The Frackonomics Con Job about to be Exposed
by gjohnsit OCT 10, 2014
The numbers for the fracking industry have never really added up, but according to yesterday's Bloomberg article the amount of lies and deception is a bubble waiting to burst.
“They’re running a great risk of litigation when they don’t end up producing anything like that,” said John Lee, a University of Houston petroleum engineering professor who helped write the SEC rules and has taught reserves evaluation to a generation of engineers. “If I were an ambulance-chasing lawyer, I’d get into this.” The discrepancy at issue here is the difference between what the frackers are telling their investors and what they can actually deliver.
62 of 73 fracking driller reported higher potential energy reserves to investors than they did the the SEC, averaging 6.6 times higher.
“Shareholders understand,” Sheffield said. “We’re owned 95 percent by institutions. Now the American public is going into the mutual funds, so they’re trusting what those institutions are doing in their homework.”Which is circular logic. "If the investors believe our lies then they must not be lies."
So how do the frackers get away with telling the SEC one thing and investors something else?
The SEC requires drillers to provide an annual accounting of how much oil and gas their properties will produce, a measurement called proved reserves, and company executives must certify that the reports are accurate.
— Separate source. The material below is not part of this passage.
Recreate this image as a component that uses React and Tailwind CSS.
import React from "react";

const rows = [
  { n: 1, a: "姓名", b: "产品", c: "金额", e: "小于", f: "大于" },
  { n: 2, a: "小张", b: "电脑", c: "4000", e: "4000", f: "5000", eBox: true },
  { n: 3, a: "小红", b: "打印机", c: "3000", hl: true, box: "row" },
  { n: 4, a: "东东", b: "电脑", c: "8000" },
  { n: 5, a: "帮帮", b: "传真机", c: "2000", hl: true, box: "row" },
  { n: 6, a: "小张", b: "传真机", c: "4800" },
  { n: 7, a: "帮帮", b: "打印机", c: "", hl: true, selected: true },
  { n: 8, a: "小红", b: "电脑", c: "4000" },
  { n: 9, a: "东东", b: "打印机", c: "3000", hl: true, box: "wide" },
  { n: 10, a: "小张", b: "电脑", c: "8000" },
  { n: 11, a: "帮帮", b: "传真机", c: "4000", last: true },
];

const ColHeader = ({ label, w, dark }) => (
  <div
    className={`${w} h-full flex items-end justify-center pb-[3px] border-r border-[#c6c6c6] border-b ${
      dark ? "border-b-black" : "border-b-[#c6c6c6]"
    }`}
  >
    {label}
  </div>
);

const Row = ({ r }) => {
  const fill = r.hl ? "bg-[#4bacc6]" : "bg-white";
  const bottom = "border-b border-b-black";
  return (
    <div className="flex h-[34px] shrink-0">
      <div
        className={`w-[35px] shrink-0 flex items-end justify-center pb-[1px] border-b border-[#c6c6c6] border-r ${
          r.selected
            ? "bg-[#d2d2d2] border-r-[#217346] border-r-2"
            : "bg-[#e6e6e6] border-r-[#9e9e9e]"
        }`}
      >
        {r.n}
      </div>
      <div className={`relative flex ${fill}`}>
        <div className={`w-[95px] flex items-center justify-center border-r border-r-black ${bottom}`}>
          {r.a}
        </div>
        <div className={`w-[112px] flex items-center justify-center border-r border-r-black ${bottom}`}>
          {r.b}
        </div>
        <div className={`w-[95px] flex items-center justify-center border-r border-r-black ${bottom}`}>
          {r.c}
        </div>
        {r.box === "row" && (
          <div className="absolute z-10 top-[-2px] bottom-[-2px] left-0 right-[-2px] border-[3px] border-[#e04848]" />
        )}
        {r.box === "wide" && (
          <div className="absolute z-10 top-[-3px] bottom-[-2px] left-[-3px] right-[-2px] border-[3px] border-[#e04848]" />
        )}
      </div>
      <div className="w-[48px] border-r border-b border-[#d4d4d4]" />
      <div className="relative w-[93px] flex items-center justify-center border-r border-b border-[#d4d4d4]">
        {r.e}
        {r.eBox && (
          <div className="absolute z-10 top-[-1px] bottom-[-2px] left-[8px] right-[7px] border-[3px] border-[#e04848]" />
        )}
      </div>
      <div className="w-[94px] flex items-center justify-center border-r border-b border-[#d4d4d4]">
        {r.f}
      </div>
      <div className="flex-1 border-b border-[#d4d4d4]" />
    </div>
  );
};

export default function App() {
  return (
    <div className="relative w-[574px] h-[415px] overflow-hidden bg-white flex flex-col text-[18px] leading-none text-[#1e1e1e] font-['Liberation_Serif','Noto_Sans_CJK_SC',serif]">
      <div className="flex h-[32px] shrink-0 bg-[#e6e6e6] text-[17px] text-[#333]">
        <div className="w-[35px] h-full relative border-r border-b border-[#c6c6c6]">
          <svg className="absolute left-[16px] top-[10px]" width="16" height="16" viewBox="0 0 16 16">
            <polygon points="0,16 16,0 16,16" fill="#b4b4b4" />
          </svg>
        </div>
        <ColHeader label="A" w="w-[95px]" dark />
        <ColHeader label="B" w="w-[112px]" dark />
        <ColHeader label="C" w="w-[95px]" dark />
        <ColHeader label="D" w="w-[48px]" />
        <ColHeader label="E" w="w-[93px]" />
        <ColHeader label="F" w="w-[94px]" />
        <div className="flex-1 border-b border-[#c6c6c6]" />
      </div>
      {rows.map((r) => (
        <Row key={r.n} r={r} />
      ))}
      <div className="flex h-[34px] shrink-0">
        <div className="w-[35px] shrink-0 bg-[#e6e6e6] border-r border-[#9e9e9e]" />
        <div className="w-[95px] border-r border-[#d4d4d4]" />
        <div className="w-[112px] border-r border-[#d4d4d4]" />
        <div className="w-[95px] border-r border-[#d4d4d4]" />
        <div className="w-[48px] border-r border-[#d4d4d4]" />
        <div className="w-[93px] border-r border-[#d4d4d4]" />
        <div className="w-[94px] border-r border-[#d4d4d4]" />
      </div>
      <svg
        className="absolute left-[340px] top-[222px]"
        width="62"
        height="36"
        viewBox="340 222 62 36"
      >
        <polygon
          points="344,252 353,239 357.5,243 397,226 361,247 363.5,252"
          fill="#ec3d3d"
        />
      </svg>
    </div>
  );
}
No such rules apply to appraisals that drillers pitch to the public, sometimes called resource potential. In public presentations, unregulated estimates included wells that would lose money, prospects that have never been drilled, acreage that won’t be tapped for decades and projects whose likelihood of success is less than 10 percent, according to data compiled by Bloomberg. The result is a case for U.S. energy self-sufficiency that’s based more on hope than fact. The SEC loosened regulations for frackers in 2010, allowing them to report reserves of “reasonable certainty” and allowing them file more speculative estimates, known as probable reserves and possible reserves.
At Pioneer Natural Resources, the number they cite to potential investors has increased by 2 billion barrels a year in each of the last five years -- even as the proved reserves it files with the SEC have declined. The real bubble dynamic here isn't so much the lies they are telling their investors. It's that they depend on investors so much. Without that cashflow, the frackers are sunk.
Based on data compiled from quarterly reports, for the year ending March 31, 2014, cash from operations for 127 major oil and natural gas companies totaled $568 billion, and major uses of cash totaled $677 billion, a difference of almost $110 billion.
Oil and gas fracking companies went out and sold $73 Billion in assets to partly fill that gap, which pleased analysts, but also left them with more debt and fewer ways to pay for it.
More and more wells are being drilled. More capital/debt is being used to get at that oil and gas. But production has stalled because the low-hanging fruit has already been picked. Unlike traditional oil drilling, shale oil taps out very quickly. That is simple geology.
the average decline of the world's conventional oil fields is about 5 percent per year. By comparison, the average decline of oil wells in North Dakota's booming Bakken shale oil field is 44 percent per year. Individual wells can see production declines of 70 percent or more in the first year.
Shale gas wells face similarly swift depletion rates, so drillers need to keep plumbing new wells to make up for the shortfall at those that have gone anemic.
The IEA states that the shale oil business needs to bring 2,500 new wells into production every year just to sustain production, and these shale fields will increasingly become more expensive to drill, “a rising percentage of supplies…require a higher breakeven price.”
Just look at this chart below of fracking companies and interest they pay on existing debts.
Of 61 fracking companies their debts have nearly doubled in the past four years while their revenue has increased just 5.6%.
This is the second-to-last step in a investment bubble. The last step is when those companies have to borrow just to pay the interest on existing debts. Judging by the charts above, that day will arrive soon.
What is likely to happen before the bubble bursts is a) a media campaign to sell the public how profitable the shale oil/gas business is, followed by b) the selling of assets to gullible investors.
This will be followed by c) the search for scapegoats, and there is only one scapegoat here - environmentalists.
The fracking business is a milti-billion business with more than $100 Billion invested. When it busts, it's going to shake the economy.
Could investors be sensing that something is wrong?